Pictures do not belong in the copy. Return all of the entries exactly.
--- Start of Records provided ---
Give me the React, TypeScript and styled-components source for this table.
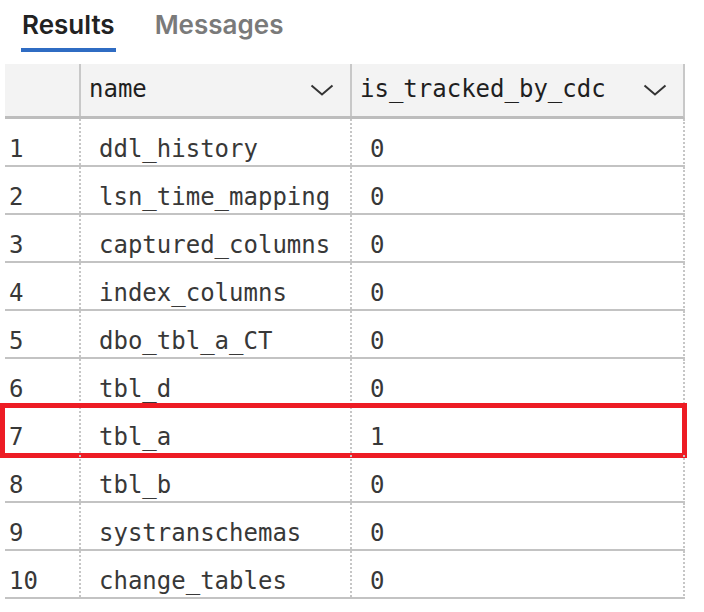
import React from "react";
import styled, { createGlobalStyle } from "styled-components";

const GlobalStyle = createGlobalStyle`
  html, body { margin: 0; padding: 0; background: #ffffff; }
  body { font-family: "Inter", "Liberation Sans", sans-serif; }
`;

const Page = styled.div`
  width: 704px;
  height: 612px;
  background: #fff;
  overflow: hidden;
`;

const TabBar = styled.div`
  display: flex;
  gap: 38px;
  padding-left: 21px;
`;

const Tab = styled.div<{ $active?: boolean }>`
  font-family: "Inter", "Liberation Sans", sans-serif;
  font-size: 26px;
  font-weight: 600;
  line-height: 30px;
  padding: 10px 1px 8px 1px;
  color: ${(p) => (p.$active ? "#222222" : "#7a7a7a")};
  border-bottom: 4px solid ${(p) => (p.$active ? "#2f6cc3" : "transparent")};
`;

const Table = styled.div`
  margin: 12px 0 0 5px;
  width: 680px;
  font-family: "DejaVu Sans Mono", "Liberation Mono", monospace;
  font-size: 24px;
`;

const HeaderRow = styled.div`
  display: grid;
  grid-template-columns: 74px 271px 333px;
  height: 52px;
  background: #f3f3f3;
  border-bottom: 3px solid #bdbdbd;
  border-right: 2px solid #c8c8c8;
`;

const HeaderCell = styled.div<{ $sep?: boolean }>`
  display: flex;
  align-items: flex-start;
  justify-content: space-between;
  padding: 11px 16px 0 8px;
  line-height: 28px;
  color: #1f1f1f;
  border-left: ${(p) => (p.$sep ? "2px solid #c8c8c8" : "none")};
`;

const Chevron = styled.svg`
  width: 24px;
  height: 12px;
  margin-top: 9px;
  flex: none;
`;

const Row = styled.div`
  position: relative;
  display: grid;
  grid-template-columns: 74px 271px 333px;
  height: 46px;
  border-bottom: 2px solid #c3c3c3;
  border-right: 2px dotted #c6c6c6;
`;

const Cell = styled.div<{ $index?: boolean }>`
  padding: 16px 0 0 ${(p) => (p.$index ? "4px" : "18px")};
  line-height: 28px;
  color: #383838;
  border-left: ${(p) => (p.$index ? "none" : "2px dotted #c6c6c6")};
  white-space: nowrap;
`;

const Highlight = styled.div`
  position: absolute;
  top: -4px;
  left: -5px;
  right: -4px;
  bottom: -5px;
  border: 5px solid #ed1c24;
  pointer-events: none;
`;

const rows: [string, number][] = [
  ["ddl_history", 0],
  ["lsn_time_mapping", 0],
  ["captured_columns", 0],
  ["index_columns", 0],
  ["dbo_tbl_a_CT", 0],
  ["tbl_d", 0],
  ["tbl_a", 1],
  ["tbl_b", 0],
  ["systranschemas", 0],
  ["change_tables", 0],
];

const ChevronIcon = () => (
  <Chevron viewBox="0 0 24 12">
    <polyline points="1.5,1.5 12,10.5 22.5,1.5" fill="none" stroke="#333" strokeWidth="2" />
  </Chevron>
);

export default function App() {
  return (
    <Page>
      <GlobalStyle />
      <TabBar>
        <Tab $active>Results</Tab>
        <Tab>Messages</Tab>
      </TabBar>
      <Table>
        <HeaderRow>
          <HeaderCell />
          <HeaderCell $sep>
            <span>name</span>
            <ChevronIcon />
          </HeaderCell>
          <HeaderCell $sep>
            <span>is_tracked_by_cdc</span>
            <ChevronIcon />
          </HeaderCell>
        </HeaderRow>
        {rows.map(([name, v], i) => (
          <Row key={name}>
            <Cell $index>{i + 1}</Cell>
            <Cell>{name}</Cell>
            <Cell>{v}</Cell>
            {v === 1 && <Highlight />}
          </Row>
        ))}
      </Table>
    </Page>
  );
}
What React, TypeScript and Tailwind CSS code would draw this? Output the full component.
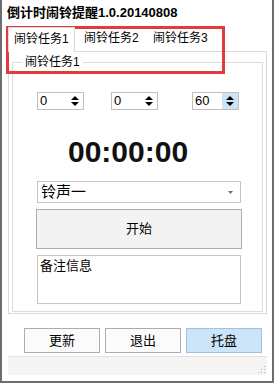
const ui = { fontFamily: '"Liberation Sans", "Noto Sans CJK SC", sans-serif' };

function SpinArrows() {
  return (
    <svg width="8" height="12" viewBox="0 0 8 12">
      <polygon points="0,5 4,1 8,5" fill="#000" />
      <polygon points="0,7 8,7 4,11" fill="#000" />
    </svg>
  );
}

function SpinBox({ value, className, active }: { value: string; className: string; active?: boolean }) {
  return (
    <div className={`flex h-[18px] w-[47px] border border-[#bfbfbf] bg-white ${className}`}>
      <span className="flex-1 pl-[2px] text-[13px] leading-[16px]">{value}</span>
      <div className={`flex w-[16px] items-center justify-center ${active ? 'bg-[#cce4f7]' : ''}`}>
        <SpinArrows />
      </div>
    </div>
  );
}

export default function App() {
  const tabs = ['闹铃任务1', '闹铃任务2', '闹铃任务3'];

  return (
    <div
      className="relative flex h-[383px] w-[274px] flex-col border-x-2 border-b-2 border-[#6e6e6e] bg-white text-black"
      style={ui}
    >
      <div className="h-[27px] pl-[5px] pt-[5px] text-[13px] font-bold leading-[16px]">倒计时闹铃提醒1.0.20140808</div>

      <div className="ml-[6px] w-[259px]">
        <div className="flex h-[24px] text-[12px] leading-[23px]">
          {tabs.map((t, i) => (
            <div
              key={t}
              className={
                i === 0
                  ? 'relative z-10 -mb-px w-[67px] border-x border-t border-[#d9d9d9] bg-white pl-[5px]'
                  : 'w-[69px] pl-[9px]'
              }
            >
              {t}
            </div>
          ))}
        </div>

        <div className="flex h-[263px] flex-col border border-[#d9d9d9] px-[3px] pb-px pt-[3px]">
          <fieldset className="flex flex-1 flex-col border border-[#dcdcdc]">
            <legend className="ml-[9px] px-[3px] text-[12px] leading-[14px]">闹铃任务1</legend>

            <div className="mt-[23px] flex">
              <SpinBox value="0" className="ml-[24px]" />
              <SpinBox value="0" className="ml-[27px]" />
              <SpinBox value="60" className="ml-[34px]" active />
            </div>

            <div className="mt-[27px] pl-[55px] text-[30px] font-bold leading-[30px] text-[#111]">00:00:00</div>

            <div className="ml-[24px] mt-[14px] flex h-[22px] w-[204px] items-center border border-[#c4c4c4] bg-white">
              <span className="flex-1 pl-[3px] text-[15px] leading-[20px]">铃声一</span>
              <svg width="5" height="3" viewBox="0 0 5 3" className="mr-[7px]">
                <polygon points="0,0 5,0 2.5,3" fill="#707070" />
              </svg>
            </div>

            <button className="ml-[23px] mt-[6px] h-[40px] w-[206px] border border-[#adadad] bg-[#f3f3f3] text-[13px]">
              开始
            </button>

            <div className="ml-[24px] mt-[6px] h-[49px] w-[204px] border border-[#c4c4c4] bg-white pl-[2px] pt-[2px] text-[13px] leading-[15px]">
              备注信息
            </div>
          </fieldset>
        </div>
      </div>

      <div className="ml-[22px] mt-[14px] flex gap-[5px] text-[13px]">
        <button className="h-[25px] w-[76px] border border-[#adadad] bg-[#fbfbfb]">更新</button>
        <button className="h-[25px] w-[76px] border border-[#adadad] bg-[#fbfbfb]">退出</button>
        <button className="h-[25px] w-[76px] border border-[#9fc2e2] bg-[#cce4f7]">托盘</button>
      </div>

      <div className="ml-[6px] mt-[3px] flex h-[19px] w-[259px] items-end justify-end border-t border-[#e3e3e3] bg-[#f7f5f4] pb-[2px] pr-[2px]">
        <svg width="7" height="7" viewBox="0 0 7 7">
          {[
            [5, 0],
            [5, 3],
            [2, 3],
            [5, 6],
            [2, 6],
            [-1, 6],
          ].map(([x, y]) => (
            <rect key={`${x}-${y}`} x={x + 1} y={y} width="1" height="1" fill="#b0b0b0" />
          ))}
        </svg>
      </div>

      <div className="pointer-events-none absolute left-[4px] top-[26px] h-[48px] w-[219px] border-[3px] border-[#e23b3b]" />
    </div>
  );
}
--- End of Records provided ---
__The result__
Give me the React, TypeScript and styled-components source for this table.
import React from "react";
import styled, { createGlobalStyle } from "styled-components";

const GlobalStyle = createGlobalStyle`
  html, body { margin: 0; padding: 0; background: #ffffff; }
  body { font-family: "Inter", "Liberation Sans", sans-serif; }
`;

const Page = styled.div`
  width: 704px;
  height: 612px;
  background: #fff;
  overflow: hidden;
`;

const TabBar = styled.div`
  display: flex;
  gap: 38px;
  padding-left: 21px;
`;

const Tab = styled.div<{ $active?: boolean }>`
  font-family: "Inter", "Liberation Sans", sans-serif;
  font-size: 26px;
  font-weight: 600;
  line-height: 30px;
  padding: 10px 1px 8px 1px;
  color: ${(p) => (p.$active ? "#222222" : "#7a7a7a")};
  border-bottom: 4px solid ${(p) => (p.$active ? "#2f6cc3" : "transparent")};
`;

const Table = styled.div`
  margin: 12px 0 0 5px;
  width: 680px;
  font-family: "DejaVu Sans Mono", "Liberation Mono", monospace;
  font-size: 24px;
`;

const HeaderRow = styled.div`
  display: grid;
  grid-template-columns: 74px 271px 333px;
  height: 52px;
  background: #f3f3f3;
  border-bottom: 3px solid #bdbdbd;
  border-right: 2px solid #c8c8c8;
`;

const HeaderCell = styled.div<{ $sep?: boolean }>`
  display: flex;
  align-items: flex-start;
  justify-content: space-between;
  padding: 11px 16px 0 8px;
  line-height: 28px;
  color: #1f1f1f;
  border-left: ${(p) => (p.$sep ? "2px solid #c8c8c8" : "none")};
`;

const Chevron = styled.svg`
  width: 24px;
  height: 12px;
  margin-top: 9px;
  flex: none;
`;

const Row = styled.div`
  position: relative;
  display: grid;
  grid-template-columns: 74px 271px 333px;
  height: 46px;
  border-bottom: 2px solid #c3c3c3;
  border-right: 2px dotted #c6c6c6;
`;

const Cell = styled.div<{ $index?: boolean }>`
  padding: 16px 0 0 ${(p) => (p.$index ? "4px" : "18px")};
  line-height: 28px;
  color: #383838;
  border-left: ${(p) => (p.$index ? "none" : "2px dotted #c6c6c6")};
  white-space: nowrap;
`;

const Highlight = styled.div`
  position: absolute;
  top: -4px;
  left: -5px;
  right: -4px;
  bottom: -5px;
  border: 5px solid #ed1c24;
  pointer-events: none;
`;

const rows: [string, number][] = [
  ["ddl_history", 0],
  ["lsn_time_mapping", 0],
  ["captured_columns", 0],
  ["index_columns", 0],
  ["dbo_tbl_a_CT", 0],
  ["tbl_d", 0],
  ["tbl_a", 1],
  ["tbl_b", 0],
  ["systranschemas", 0],
  ["change_tables", 0],
];

const ChevronIcon = () => (
  <Chevron viewBox="0 0 24 12">
    <polyline points="1.5,1.5 12,10.5 22.5,1.5" fill="none" stroke="#333" strokeWidth="2" />
  </Chevron>
);

export default function App() {
  return (
    <Page>
      <GlobalStyle />
      <TabBar>
        <Tab $active>Results</Tab>
        <Tab>Messages</Tab>
      </TabBar>
      <Table>
        <HeaderRow>
          <HeaderCell />
          <HeaderCell $sep>
            <span>name</span>
            <ChevronIcon />
          </HeaderCell>
          <HeaderCell $sep>
            <span>is_tracked_by_cdc</span>
            <ChevronIcon />
          </HeaderCell>
        </HeaderRow>
        {rows.map(([name, v], i) => (
          <Row key={name}>
            <Cell $index>{i + 1}</Cell>
            <Cell>{name}</Cell>
            <Cell>{v}</Cell>
            {v === 1 && <Highlight />}
          </Row>
        ))}
      </Table>
    </Page>
  );
}
What React, TypeScript and Tailwind CSS code would draw this? Output the full component.
const ui = { fontFamily: '"Liberation Sans", "Noto Sans CJK SC", sans-serif' };

function SpinArrows() {
  return (
    <svg width="8" height="12" viewBox="0 0 8 12">
      <polygon points="0,5 4,1 8,5" fill="#000" />
      <polygon points="0,7 8,7 4,11" fill="#000" />
    </svg>
  );
}

function SpinBox({ value, className, active }: { value: string; className: string; active?: boolean }) {
  return (
    <div className={`flex h-[18px] w-[47px] border border-[#bfbfbf] bg-white ${className}`}>
      <span className="flex-1 pl-[2px] text-[13px] leading-[16px]">{value}</span>
      <div className={`flex w-[16px] items-center justify-center ${active ? 'bg-[#cce4f7]' : ''}`}>
        <SpinArrows />
      </div>
    </div>
  );
}

export default function App() {
  const tabs = ['闹铃任务1', '闹铃任务2', '闹铃任务3'];

  return (
    <div
      className="relative flex h-[383px] w-[274px] flex-col border-x-2 border-b-2 border-[#6e6e6e] bg-white text-black"
      style={ui}
    >
      <div className="h-[27px] pl-[5px] pt-[5px] text-[13px] font-bold leading-[16px]">倒计时闹铃提醒1.0.20140808</div>

      <div className="ml-[6px] w-[259px]">
        <div className="flex h-[24px] text-[12px] leading-[23px]">
          {tabs.map((t, i) => (
            <div
              key={t}
              className={
                i === 0
                  ? 'relative z-10 -mb-px w-[67px] border-x border-t border-[#d9d9d9] bg-white pl-[5px]'
                  : 'w-[69px] pl-[9px]'
              }
            >
              {t}
            </div>
          ))}
        </div>

        <div className="flex h-[263px] flex-col border border-[#d9d9d9] px-[3px] pb-px pt-[3px]">
          <fieldset className="flex flex-1 flex-col border border-[#dcdcdc]">
            <legend className="ml-[9px] px-[3px] text-[12px] leading-[14px]">闹铃任务1</legend>

            <div className="mt-[23px] flex">
              <SpinBox value="0" className="ml-[24px]" />
              <SpinBox value="0" className="ml-[27px]" />
              <SpinBox value="60" className="ml-[34px]" active />
            </div>

            <div className="mt-[27px] pl-[55px] text-[30px] font-bold leading-[30px] text-[#111]">00:00:00</div>

            <div className="ml-[24px] mt-[14px] flex h-[22px] w-[204px] items-center border border-[#c4c4c4] bg-white">
              <span className="flex-1 pl-[3px] text-[15px] leading-[20px]">铃声一</span>
              <svg width="5" height="3" viewBox="0 0 5 3" className="mr-[7px]">
                <polygon points="0,0 5,0 2.5,3" fill="#707070" />
              </svg>
            </div>

            <button className="ml-[23px] mt-[6px] h-[40px] w-[206px] border border-[#adadad] bg-[#f3f3f3] text-[13px]">
              开始
            </button>

            <div className="ml-[24px] mt-[6px] h-[49px] w-[204px] border border-[#c4c4c4] bg-white pl-[2px] pt-[2px] text-[13px] leading-[15px]">
              备注信息
            </div>
          </fieldset>
        </div>
      </div>

      <div className="ml-[22px] mt-[14px] flex gap-[5px] text-[13px]">
        <button className="h-[25px] w-[76px] border border-[#adadad] bg-[#fbfbfb]">更新</button>
        <button className="h-[25px] w-[76px] border border-[#adadad] bg-[#fbfbfb]">退出</button>
        <button className="h-[25px] w-[76px] border border-[#9fc2e2] bg-[#cce4f7]">托盘</button>
      </div>

      <div className="ml-[6px] mt-[3px] flex h-[19px] w-[259px] items-end justify-end border-t border-[#e3e3e3] bg-[#f7f5f4] pb-[2px] pr-[2px]">
        <svg width="7" height="7" viewBox="0 0 7 7">
          {[
            [5, 0],
            [5, 3],
            [2, 3],
            [5, 6],
            [2, 6],
            [-1, 6],
          ].map(([x, y]) => (
            <rect key={`${x}-${y}`} x={x + 1} y={y} width="1" height="1" fill="#b0b0b0" />
          ))}
        </svg>
      </div>

      <div className="pointer-events-none absolute left-[4px] top-[26px] h-[48px] w-[219px] border-[3px] border-[#e23b3b]" />
    </div>
  );
}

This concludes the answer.